*What is being asked*. Repeat the lines below exactly as they appear, but leave out the images.

[Data excerpts start]

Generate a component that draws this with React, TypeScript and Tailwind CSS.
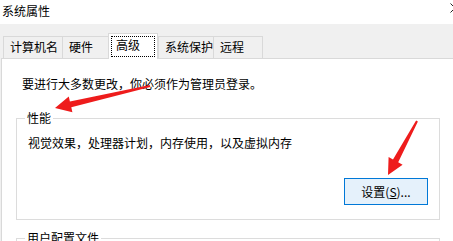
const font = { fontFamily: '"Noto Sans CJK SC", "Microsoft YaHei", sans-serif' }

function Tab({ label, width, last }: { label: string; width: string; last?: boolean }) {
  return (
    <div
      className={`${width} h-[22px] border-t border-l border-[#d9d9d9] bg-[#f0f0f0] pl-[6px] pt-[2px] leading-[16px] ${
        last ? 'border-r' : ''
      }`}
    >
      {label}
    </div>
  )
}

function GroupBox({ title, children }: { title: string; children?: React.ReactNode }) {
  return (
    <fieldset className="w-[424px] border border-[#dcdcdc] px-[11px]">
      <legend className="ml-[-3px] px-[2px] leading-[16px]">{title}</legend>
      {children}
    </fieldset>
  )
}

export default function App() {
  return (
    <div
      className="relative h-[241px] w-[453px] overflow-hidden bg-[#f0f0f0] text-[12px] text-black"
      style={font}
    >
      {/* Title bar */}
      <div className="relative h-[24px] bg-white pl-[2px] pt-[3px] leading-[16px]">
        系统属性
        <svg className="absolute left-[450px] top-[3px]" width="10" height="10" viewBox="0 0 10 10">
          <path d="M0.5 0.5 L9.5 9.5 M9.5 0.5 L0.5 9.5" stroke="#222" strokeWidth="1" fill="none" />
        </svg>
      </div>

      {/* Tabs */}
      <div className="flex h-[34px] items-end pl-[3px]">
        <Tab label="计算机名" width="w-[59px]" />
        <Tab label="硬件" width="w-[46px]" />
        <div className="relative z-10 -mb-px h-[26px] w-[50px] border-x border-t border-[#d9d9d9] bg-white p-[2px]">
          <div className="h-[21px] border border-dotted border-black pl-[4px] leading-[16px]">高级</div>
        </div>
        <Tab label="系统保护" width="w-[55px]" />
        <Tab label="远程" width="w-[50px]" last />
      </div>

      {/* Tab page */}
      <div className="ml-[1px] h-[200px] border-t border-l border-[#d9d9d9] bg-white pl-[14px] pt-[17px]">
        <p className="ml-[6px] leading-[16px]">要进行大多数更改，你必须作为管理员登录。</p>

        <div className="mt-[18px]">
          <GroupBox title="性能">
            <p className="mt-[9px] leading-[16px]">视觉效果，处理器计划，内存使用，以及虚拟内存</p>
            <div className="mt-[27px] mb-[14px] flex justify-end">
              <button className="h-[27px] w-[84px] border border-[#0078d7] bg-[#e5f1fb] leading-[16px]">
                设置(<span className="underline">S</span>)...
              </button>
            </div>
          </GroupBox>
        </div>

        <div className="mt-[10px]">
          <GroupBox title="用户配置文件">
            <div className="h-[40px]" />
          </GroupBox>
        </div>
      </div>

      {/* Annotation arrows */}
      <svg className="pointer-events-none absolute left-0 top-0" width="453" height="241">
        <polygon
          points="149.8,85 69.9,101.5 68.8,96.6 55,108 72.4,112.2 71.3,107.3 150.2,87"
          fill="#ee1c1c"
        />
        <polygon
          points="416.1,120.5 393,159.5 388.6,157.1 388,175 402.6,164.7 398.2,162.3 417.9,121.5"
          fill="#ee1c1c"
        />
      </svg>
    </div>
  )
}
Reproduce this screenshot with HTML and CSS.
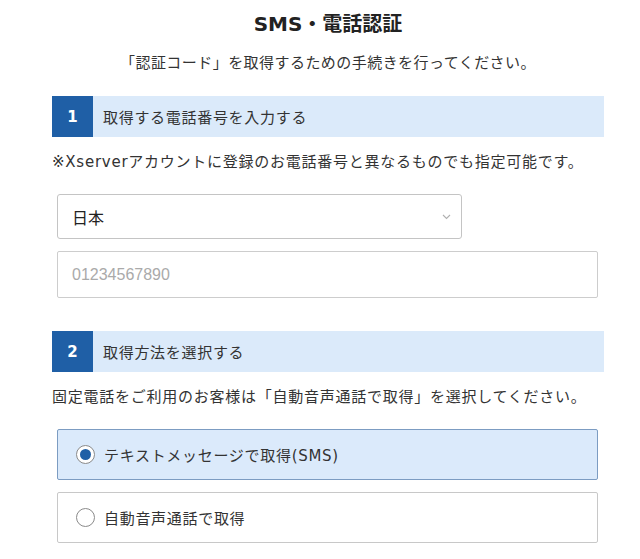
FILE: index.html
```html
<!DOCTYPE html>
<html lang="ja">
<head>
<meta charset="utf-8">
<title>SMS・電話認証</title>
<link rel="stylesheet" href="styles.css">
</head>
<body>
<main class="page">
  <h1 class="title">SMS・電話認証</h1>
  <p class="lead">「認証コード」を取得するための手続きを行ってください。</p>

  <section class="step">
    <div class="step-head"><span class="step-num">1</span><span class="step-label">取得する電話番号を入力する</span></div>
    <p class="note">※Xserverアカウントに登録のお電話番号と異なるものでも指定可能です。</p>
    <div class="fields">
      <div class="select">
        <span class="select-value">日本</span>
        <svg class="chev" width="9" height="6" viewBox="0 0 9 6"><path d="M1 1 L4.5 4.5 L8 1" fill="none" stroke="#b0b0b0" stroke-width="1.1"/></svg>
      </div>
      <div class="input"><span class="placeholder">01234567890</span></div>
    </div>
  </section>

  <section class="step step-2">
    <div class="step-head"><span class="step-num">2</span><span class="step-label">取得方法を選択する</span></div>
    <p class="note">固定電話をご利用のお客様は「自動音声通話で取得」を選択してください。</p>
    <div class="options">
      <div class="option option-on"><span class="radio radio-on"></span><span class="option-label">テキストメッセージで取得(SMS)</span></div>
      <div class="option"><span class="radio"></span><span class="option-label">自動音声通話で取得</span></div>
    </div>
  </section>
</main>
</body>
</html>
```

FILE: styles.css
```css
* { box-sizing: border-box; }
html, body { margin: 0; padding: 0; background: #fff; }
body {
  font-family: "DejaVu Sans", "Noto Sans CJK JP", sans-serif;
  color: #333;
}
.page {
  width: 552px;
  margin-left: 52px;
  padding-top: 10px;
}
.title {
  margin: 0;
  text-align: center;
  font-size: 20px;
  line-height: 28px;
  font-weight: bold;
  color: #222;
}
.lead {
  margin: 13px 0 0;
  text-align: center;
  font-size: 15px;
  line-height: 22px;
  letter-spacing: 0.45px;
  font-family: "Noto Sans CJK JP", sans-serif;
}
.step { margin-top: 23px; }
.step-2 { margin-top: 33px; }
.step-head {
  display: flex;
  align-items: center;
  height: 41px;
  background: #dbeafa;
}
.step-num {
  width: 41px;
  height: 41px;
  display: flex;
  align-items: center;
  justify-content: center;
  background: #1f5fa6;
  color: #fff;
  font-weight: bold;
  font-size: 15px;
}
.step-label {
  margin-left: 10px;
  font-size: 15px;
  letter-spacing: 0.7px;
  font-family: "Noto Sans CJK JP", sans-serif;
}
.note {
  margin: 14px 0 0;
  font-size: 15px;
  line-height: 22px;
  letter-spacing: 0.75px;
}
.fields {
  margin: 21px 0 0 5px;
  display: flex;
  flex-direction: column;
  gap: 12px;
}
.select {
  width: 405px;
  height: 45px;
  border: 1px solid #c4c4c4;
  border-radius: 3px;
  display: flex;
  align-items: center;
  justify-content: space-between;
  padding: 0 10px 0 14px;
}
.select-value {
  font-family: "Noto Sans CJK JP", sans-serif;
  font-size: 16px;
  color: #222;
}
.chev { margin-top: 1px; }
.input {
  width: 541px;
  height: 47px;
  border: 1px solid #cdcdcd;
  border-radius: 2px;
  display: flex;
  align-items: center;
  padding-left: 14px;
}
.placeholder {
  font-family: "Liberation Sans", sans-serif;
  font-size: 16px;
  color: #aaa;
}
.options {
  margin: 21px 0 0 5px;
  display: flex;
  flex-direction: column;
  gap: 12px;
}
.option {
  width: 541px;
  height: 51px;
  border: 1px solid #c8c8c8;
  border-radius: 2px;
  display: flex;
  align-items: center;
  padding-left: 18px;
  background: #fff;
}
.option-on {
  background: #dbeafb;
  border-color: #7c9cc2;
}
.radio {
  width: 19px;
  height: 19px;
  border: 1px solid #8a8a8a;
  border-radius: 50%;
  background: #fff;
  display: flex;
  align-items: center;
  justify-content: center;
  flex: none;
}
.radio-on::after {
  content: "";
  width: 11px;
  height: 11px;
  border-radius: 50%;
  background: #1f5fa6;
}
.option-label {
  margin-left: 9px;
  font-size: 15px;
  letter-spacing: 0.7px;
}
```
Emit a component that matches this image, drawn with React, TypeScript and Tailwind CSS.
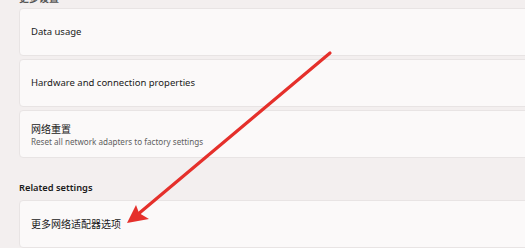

[Data excerpts end]

*Solution to the exercise*.
Generate a component that draws this with React, TypeScript and Tailwind CSS.
const font = { fontFamily: '"Noto Sans CJK SC", "Microsoft YaHei", sans-serif' }

function Tab({ label, width, last }: { label: string; width: string; last?: boolean }) {
  return (
    <div
      className={`${width} h-[22px] border-t border-l border-[#d9d9d9] bg-[#f0f0f0] pl-[6px] pt-[2px] leading-[16px] ${
        last ? 'border-r' : ''
      }`}
    >
      {label}
    </div>
  )
}

function GroupBox({ title, children }: { title: string; children?: React.ReactNode }) {
  return (
    <fieldset className="w-[424px] border border-[#dcdcdc] px-[11px]">
      <legend className="ml-[-3px] px-[2px] leading-[16px]">{title}</legend>
      {children}
    </fieldset>
  )
}

export default function App() {
  return (
    <div
      className="relative h-[241px] w-[453px] overflow-hidden bg-[#f0f0f0] text-[12px] text-black"
      style={font}
    >
      {/* Title bar */}
      <div className="relative h-[24px] bg-white pl-[2px] pt-[3px] leading-[16px]">
        系统属性
        <svg className="absolute left-[450px] top-[3px]" width="10" height="10" viewBox="0 0 10 10">
          <path d="M0.5 0.5 L9.5 9.5 M9.5 0.5 L0.5 9.5" stroke="#222" strokeWidth="1" fill="none" />
        </svg>
      </div>

      {/* Tabs */}
      <div className="flex h-[34px] items-end pl-[3px]">
        <Tab label="计算机名" width="w-[59px]" />
        <Tab label="硬件" width="w-[46px]" />
        <div className="relative z-10 -mb-px h-[26px] w-[50px] border-x border-t border-[#d9d9d9] bg-white p-[2px]">
          <div className="h-[21px] border border-dotted border-black pl-[4px] leading-[16px]">高级</div>
        </div>
        <Tab label="系统保护" width="w-[55px]" />
        <Tab label="远程" width="w-[50px]" last />
      </div>

      {/* Tab page */}
      <div className="ml-[1px] h-[200px] border-t border-l border-[#d9d9d9] bg-white pl-[14px] pt-[17px]">
        <p className="ml-[6px] leading-[16px]">要进行大多数更改，你必须作为管理员登录。</p>

        <div className="mt-[18px]">
          <GroupBox title="性能">
            <p className="mt-[9px] leading-[16px]">视觉效果，处理器计划，内存使用，以及虚拟内存</p>
            <div className="mt-[27px] mb-[14px] flex justify-end">
              <button className="h-[27px] w-[84px] border border-[#0078d7] bg-[#e5f1fb] leading-[16px]">
                设置(<span className="underline">S</span>)...
              </button>
            </div>
          </GroupBox>
        </div>

        <div className="mt-[10px]">
          <GroupBox title="用户配置文件">
            <div className="h-[40px]" />
          </GroupBox>
        </div>
      </div>

      {/* Annotation arrows */}
      <svg className="pointer-events-none absolute left-0 top-0" width="453" height="241">
        <polygon
          points="149.8,85 69.9,101.5 68.8,96.6 55,108 72.4,112.2 71.3,107.3 150.2,87"
          fill="#ee1c1c"
        />
        <polygon
          points="416.1,120.5 393,159.5 388.6,157.1 388,175 402.6,164.7 398.2,162.3 417.9,121.5"
          fill="#ee1c1c"
        />
      </svg>
    </div>
  )
}
Reproduce this screenshot with HTML and CSS.
FILE: index.html
```html
<!DOCTYPE html>
<html lang="ja">
<head>
<meta charset="utf-8">
<title>SMS・電話認証</title>
<link rel="stylesheet" href="styles.css">
</head>
<body>
<main class="page">
  <h1 class="title">SMS・電話認証</h1>
  <p class="lead">「認証コード」を取得するための手続きを行ってください。</p>

  <section class="step">
    <div class="step-head"><span class="step-num">1</span><span class="step-label">取得する電話番号を入力する</span></div>
    <p class="note">※Xserverアカウントに登録のお電話番号と異なるものでも指定可能です。</p>
    <div class="fields">
      <div class="select">
        <span class="select-value">日本</span>
        <svg class="chev" width="9" height="6" viewBox="0 0 9 6"><path d="M1 1 L4.5 4.5 L8 1" fill="none" stroke="#b0b0b0" stroke-width="1.1"/></svg>
      </div>
      <div class="input"><span class="placeholder">01234567890</span></div>
    </div>
  </section>

  <section class="step step-2">
    <div class="step-head"><span class="step-num">2</span><span class="step-label">取得方法を選択する</span></div>
    <p class="note">固定電話をご利用のお客様は「自動音声通話で取得」を選択してください。</p>
    <div class="options">
      <div class="option option-on"><span class="radio radio-on"></span><span class="option-label">テキストメッセージで取得(SMS)</span></div>
      <div class="option"><span class="radio"></span><span class="option-label">自動音声通話で取得</span></div>
    </div>
  </section>
</main>
</body>
</html>
```

FILE: styles.css
```css
* { box-sizing: border-box; }
html, body { margin: 0; padding: 0; background: #fff; }
body {
  font-family: "DejaVu Sans", "Noto Sans CJK JP", sans-serif;
  color: #333;
}
.page {
  width: 552px;
  margin-left: 52px;
  padding-top: 10px;
}
.title {
  margin: 0;
  text-align: center;
  font-size: 20px;
  line-height: 28px;
  font-weight: bold;
  color: #222;
}
.lead {
  margin: 13px 0 0;
  text-align: center;
  font-size: 15px;
  line-height: 22px;
  letter-spacing: 0.45px;
  font-family: "Noto Sans CJK JP", sans-serif;
}
.step { margin-top: 23px; }
.step-2 { margin-top: 33px; }
.step-head {
  display: flex;
  align-items: center;
  height: 41px;
  background: #dbeafa;
}
.step-num {
  width: 41px;
  height: 41px;
  display: flex;
  align-items: center;
  justify-content: center;
  background: #1f5fa6;
  color: #fff;
  font-weight: bold;
  font-size: 15px;
}
.step-label {
  margin-left: 10px;
  font-size: 15px;
  letter-spacing: 0.7px;
  font-family: "Noto Sans CJK JP", sans-serif;
}
.note {
  margin: 14px 0 0;
  font-size: 15px;
  line-height: 22px;
  letter-spacing: 0.75px;
}
.fields {
  margin: 21px 0 0 5px;
  display: flex;
  flex-direction: column;
  gap: 12px;
}
.select {
  width: 405px;
  height: 45px;
  border: 1px solid #c4c4c4;
  border-radius: 3px;
  display: flex;
  align-items: center;
  justify-content: space-between;
  padding: 0 10px 0 14px;
}
.select-value {
  font-family: "Noto Sans CJK JP", sans-serif;
  font-size: 16px;
  color: #222;
}
.chev { margin-top: 1px; }
.input {
  width: 541px;
  height: 47px;
  border: 1px solid #cdcdcd;
  border-radius: 2px;
  display: flex;
  align-items: center;
  padding-left: 14px;
}
.placeholder {
  font-family: "Liberation Sans", sans-serif;
  font-size: 16px;
  color: #aaa;
}
.options {
  margin: 21px 0 0 5px;
  display: flex;
  flex-direction: column;
  gap: 12px;
}
.option {
  width: 541px;
  height: 51px;
  border: 1px solid #c8c8c8;
  border-radius: 2px;
  display: flex;
  align-items: center;
  padding-left: 18px;
  background: #fff;
}
.option-on {
  background: #dbeafb;
  border-color: #7c9cc2;
}
.radio {
  width: 19px;
  height: 19px;
  border: 1px solid #8a8a8a;
  border-radius: 50%;
  background: #fff;
  display: flex;
  align-items: center;
  justify-content: center;
  flex: none;
}
.radio-on::after {
  content: "";
  width: 11px;
  height: 11px;
  border-radius: 50%;
  background: #1f5fa6;
}
.option-label {
  margin-left: 9px;
  font-size: 15px;
  letter-spacing: 0.7px;
}
```
Emit a component that matches this image, drawn with React, TypeScript and Tailwind CSS.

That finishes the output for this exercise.